Batman: The Doom That Came to Gotham Review (Mike Mignola, Richard Pace)


Batman: The Doom That Came to Gotham is a three-part Elseworlds story from 2000/2001 from writers Mike Mignola and Richard Pace who blended Batman with HP Lovecraft - a winning combo, right? Well, sort of… 

It’s 1928 and an Antarctic expedition to retrieve the missing Professor Cobblepot led by eccentric millionaire Bruce Wayne reveals an unspeakable horror sleeping beneath the ice! It’s up to Batman to save Gotham from Yogs, Thoths, Sh’thgloths, Yhueth’sHUThgtsthathgueanths and other creatures whose names you can’t pronounce properly without a mouthful of peanut butter! 
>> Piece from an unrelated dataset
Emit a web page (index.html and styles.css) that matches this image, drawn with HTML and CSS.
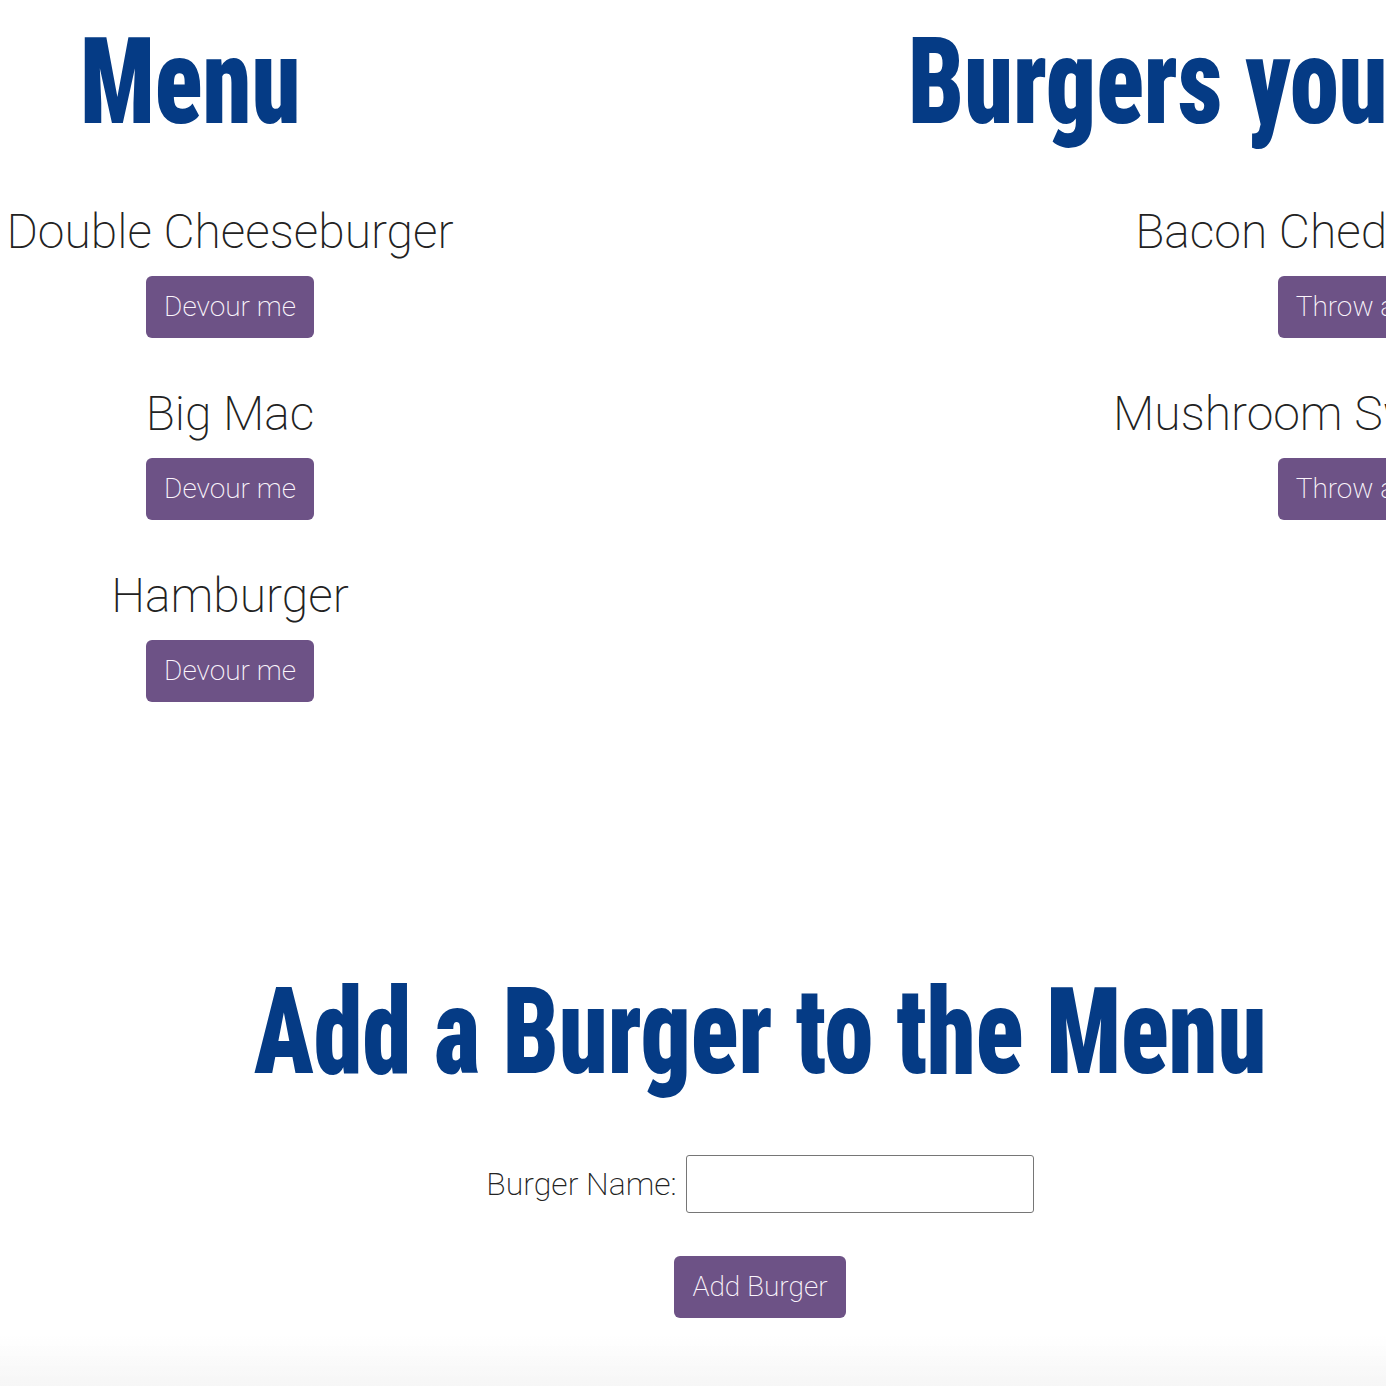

Seeing how Mignola is Mr Horror Comic, it makes sense for him to be co-writing a Lovecraftian comic and the idea is a good fit with Batman’s dark, gothic world. The Lovecraft elements are there: monsters in the ice, cursed books, slumbering tentacle creatures, doomed journal entries and so on. 

Except Mignola/Pace can’t really make their alternate Bruce Wayne into a convincing Batman, motivation-wise. Sure there’s the “kid Bruce watching his parents killed” origin scene but absolutely no connection for him from that point on to becoming a Bat-themed vigilante. He becomes a seafarer who happens to have an old-timey Batman outfit for no reason! 

The story suffers from a rambling, vague plot with too many characters who seem to be there as fanservice only. Jason Blood/Etrigan, Killer Croc, Mister Freeze, Dick Grayson, Jason Todd, and Ollie Queen really don’t have major parts to play in the story but they’re a part of Batman’s world so let’s throw them in there anyway! I did like Barbara Gordon’s reimagining as a spirit medium - a true Oracle! - and the way Mignola/Pace used Two-Face as part of the warped finale. 

Fans will be disappointed that Mignola only draws the covers which is probably why Troy Nixey was hired as he draws in a pretty good facsimile of Mignola’s style. Nixey even pays homage to the Mignolaverse by drawing Bruce like Lobster Johnson in Antarctica (those gogs!), Ra’s Al-Ghul as Rasputin, and Killer Croc as a frog monster! I enjoyed his depiction of Etrigan too who looks genuinely disturbing for a change. Nixey’s shortcoming seems to be kids as he makes Tim Drake look like a deformed mini-Quasimodo throughout! Generally though I had no problems with the art and thought it was a fine complement to the script. 

I would’ve liked the story to have been tighter but then it wouldn’t be a genuine Lovecraft homage if it was so maybe that’s intentional - truly great horror writing isn’t Lovecraft’s style! Still, Batman and Lovecraft is a decent pairing making The Doom That Came to Gotham an interesting and creative re-imagining that’s worth a look for all Batman and Mike Mignola fans.